Over the hills above Sandy Wool Lake I saw three Golden Eagles, two adults, and one immature. A fourth Golden Eagle was located on the down-slope of Sierra Road. A Loggerhead Shrike was working the area
as well. Yellow-billed Magpies were present in various portions of Sierra Road, and a spectacular dark-morph Red-tailed Hawk. while I was at Ed Levin, in the lower picnic ground, I heard a European Starling imitating a Barn Owl of all things! I'd heard Curve-billed Thrashers imitate Common Poorwills in the southwest, but I had never heard any of our local mimics imitating a nocturnal species. This suggests that at some point in its life, this particular Starling was kept awake by screeching Barn Owls... I was very surprised by this portion of his song, and even though it wasn't full volume, I could see his throat move with the sound. He also did renditions of White-breasted Nuthatch, Yellow-billed Magpie and Western Scrub Jay. Quite a bird!

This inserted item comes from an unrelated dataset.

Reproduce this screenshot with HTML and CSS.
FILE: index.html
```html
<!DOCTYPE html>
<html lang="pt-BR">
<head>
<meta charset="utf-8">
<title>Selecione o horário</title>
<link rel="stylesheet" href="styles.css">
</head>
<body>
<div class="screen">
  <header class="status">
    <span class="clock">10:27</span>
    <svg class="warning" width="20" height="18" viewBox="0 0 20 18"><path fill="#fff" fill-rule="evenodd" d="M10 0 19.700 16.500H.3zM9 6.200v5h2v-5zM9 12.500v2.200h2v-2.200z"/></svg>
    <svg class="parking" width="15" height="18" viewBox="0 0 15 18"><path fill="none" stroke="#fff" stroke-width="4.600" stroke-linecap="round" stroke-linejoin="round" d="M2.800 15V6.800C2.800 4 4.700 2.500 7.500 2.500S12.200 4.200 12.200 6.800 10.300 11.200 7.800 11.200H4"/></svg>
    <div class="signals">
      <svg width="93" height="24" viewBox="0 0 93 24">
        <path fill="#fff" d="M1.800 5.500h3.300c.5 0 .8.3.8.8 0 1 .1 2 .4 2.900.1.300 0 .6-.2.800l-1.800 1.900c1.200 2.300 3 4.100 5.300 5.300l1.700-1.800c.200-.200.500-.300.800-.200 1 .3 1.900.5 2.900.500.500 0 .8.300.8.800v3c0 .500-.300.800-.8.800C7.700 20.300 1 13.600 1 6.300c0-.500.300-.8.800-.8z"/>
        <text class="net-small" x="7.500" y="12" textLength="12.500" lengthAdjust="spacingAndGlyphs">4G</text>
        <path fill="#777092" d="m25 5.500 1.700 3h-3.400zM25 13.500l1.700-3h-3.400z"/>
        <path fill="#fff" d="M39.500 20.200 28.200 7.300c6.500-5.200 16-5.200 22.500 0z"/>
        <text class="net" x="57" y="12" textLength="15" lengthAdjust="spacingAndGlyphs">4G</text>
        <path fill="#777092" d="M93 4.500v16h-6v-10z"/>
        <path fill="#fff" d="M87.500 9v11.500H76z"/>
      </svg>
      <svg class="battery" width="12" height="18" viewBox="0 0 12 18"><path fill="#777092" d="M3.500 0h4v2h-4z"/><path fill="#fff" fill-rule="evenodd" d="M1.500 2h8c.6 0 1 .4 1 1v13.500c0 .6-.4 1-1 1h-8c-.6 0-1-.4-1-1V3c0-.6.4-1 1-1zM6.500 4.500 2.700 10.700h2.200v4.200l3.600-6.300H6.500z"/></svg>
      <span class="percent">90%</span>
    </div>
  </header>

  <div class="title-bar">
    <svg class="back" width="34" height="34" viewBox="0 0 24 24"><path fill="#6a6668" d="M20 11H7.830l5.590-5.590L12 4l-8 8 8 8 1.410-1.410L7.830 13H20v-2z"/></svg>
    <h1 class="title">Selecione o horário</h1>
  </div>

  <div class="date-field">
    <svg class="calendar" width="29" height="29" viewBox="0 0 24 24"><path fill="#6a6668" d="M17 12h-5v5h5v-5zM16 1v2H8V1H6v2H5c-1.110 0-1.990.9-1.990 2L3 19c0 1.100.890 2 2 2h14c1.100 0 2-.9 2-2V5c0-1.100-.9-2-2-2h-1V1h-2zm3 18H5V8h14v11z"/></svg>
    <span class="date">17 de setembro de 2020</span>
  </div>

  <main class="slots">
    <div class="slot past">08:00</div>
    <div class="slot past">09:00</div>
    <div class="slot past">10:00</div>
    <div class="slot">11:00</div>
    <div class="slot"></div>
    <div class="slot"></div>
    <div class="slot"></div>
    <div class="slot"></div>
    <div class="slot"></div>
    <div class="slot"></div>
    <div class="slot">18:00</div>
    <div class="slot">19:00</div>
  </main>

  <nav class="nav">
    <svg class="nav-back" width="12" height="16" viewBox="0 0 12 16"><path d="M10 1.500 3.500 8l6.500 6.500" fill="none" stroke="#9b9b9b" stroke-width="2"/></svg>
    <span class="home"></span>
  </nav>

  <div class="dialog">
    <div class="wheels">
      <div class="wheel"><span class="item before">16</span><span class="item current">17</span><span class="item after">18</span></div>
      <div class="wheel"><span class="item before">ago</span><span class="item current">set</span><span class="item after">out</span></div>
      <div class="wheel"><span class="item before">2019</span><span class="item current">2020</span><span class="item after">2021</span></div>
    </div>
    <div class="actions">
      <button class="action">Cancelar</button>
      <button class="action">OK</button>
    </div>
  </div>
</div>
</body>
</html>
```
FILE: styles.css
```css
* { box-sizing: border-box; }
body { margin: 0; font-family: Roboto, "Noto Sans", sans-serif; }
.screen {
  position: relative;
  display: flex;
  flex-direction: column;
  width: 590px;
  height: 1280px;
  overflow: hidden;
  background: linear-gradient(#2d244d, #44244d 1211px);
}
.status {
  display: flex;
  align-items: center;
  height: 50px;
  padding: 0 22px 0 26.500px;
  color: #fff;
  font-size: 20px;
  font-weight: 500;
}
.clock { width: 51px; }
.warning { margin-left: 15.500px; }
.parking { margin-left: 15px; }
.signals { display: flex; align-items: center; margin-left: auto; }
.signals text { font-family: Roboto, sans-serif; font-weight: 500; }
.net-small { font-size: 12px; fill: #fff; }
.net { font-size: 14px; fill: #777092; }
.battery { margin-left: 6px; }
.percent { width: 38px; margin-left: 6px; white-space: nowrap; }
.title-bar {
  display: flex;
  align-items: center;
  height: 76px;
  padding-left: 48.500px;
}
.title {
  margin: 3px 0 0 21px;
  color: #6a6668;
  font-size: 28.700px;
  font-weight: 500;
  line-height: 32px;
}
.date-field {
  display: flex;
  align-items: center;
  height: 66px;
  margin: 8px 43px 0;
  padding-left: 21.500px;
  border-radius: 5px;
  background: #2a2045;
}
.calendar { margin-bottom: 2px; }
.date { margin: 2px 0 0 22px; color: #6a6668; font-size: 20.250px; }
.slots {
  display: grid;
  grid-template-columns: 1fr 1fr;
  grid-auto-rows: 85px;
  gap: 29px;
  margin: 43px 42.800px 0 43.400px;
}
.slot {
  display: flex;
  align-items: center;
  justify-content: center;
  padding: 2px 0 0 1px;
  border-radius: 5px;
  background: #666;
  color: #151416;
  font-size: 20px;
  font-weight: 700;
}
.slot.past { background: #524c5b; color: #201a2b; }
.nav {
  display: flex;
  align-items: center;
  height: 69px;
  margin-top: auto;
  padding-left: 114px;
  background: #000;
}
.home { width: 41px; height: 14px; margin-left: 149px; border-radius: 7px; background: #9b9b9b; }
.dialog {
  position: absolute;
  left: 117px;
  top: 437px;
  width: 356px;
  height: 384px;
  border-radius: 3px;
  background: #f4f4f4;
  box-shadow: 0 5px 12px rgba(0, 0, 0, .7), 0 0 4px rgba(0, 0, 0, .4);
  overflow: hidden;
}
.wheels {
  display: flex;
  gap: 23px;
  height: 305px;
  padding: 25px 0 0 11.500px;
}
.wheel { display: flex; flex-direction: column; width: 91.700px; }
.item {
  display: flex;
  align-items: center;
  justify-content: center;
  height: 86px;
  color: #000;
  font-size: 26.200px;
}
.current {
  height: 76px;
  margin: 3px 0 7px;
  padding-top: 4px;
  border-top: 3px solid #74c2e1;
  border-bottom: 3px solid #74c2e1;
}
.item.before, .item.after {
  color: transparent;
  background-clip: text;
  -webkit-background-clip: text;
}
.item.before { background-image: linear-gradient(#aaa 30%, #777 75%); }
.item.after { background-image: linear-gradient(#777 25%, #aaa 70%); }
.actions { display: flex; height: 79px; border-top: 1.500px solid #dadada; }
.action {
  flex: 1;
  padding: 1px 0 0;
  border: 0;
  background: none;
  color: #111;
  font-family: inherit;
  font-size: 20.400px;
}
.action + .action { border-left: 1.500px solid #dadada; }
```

The female Yellow-bellied Sapsucker was still present today at 2:45 - 3:15 pm in the acacia tree near the intersection of Creek and Arbor in Menlo Park. She vocalized several times. Also present was a Brown Creeper in the oak tree beside the 15 mph sign.
At 12:45 pm the female Yellow-bellied Sapsucker that was discovered yesterday by Joanne Lazar reappeared near the corner of Creek and Arbor in Menlo Park. It foraged in an acacia tree located next to the yellow 15 mph sign. Francis Toldi and Mary Jane Parrine were there as well and we all got wonderful looks. Judging from that tree, and others nearby, there's little reason for this beautiful Sapsucker to leave the area any time soon.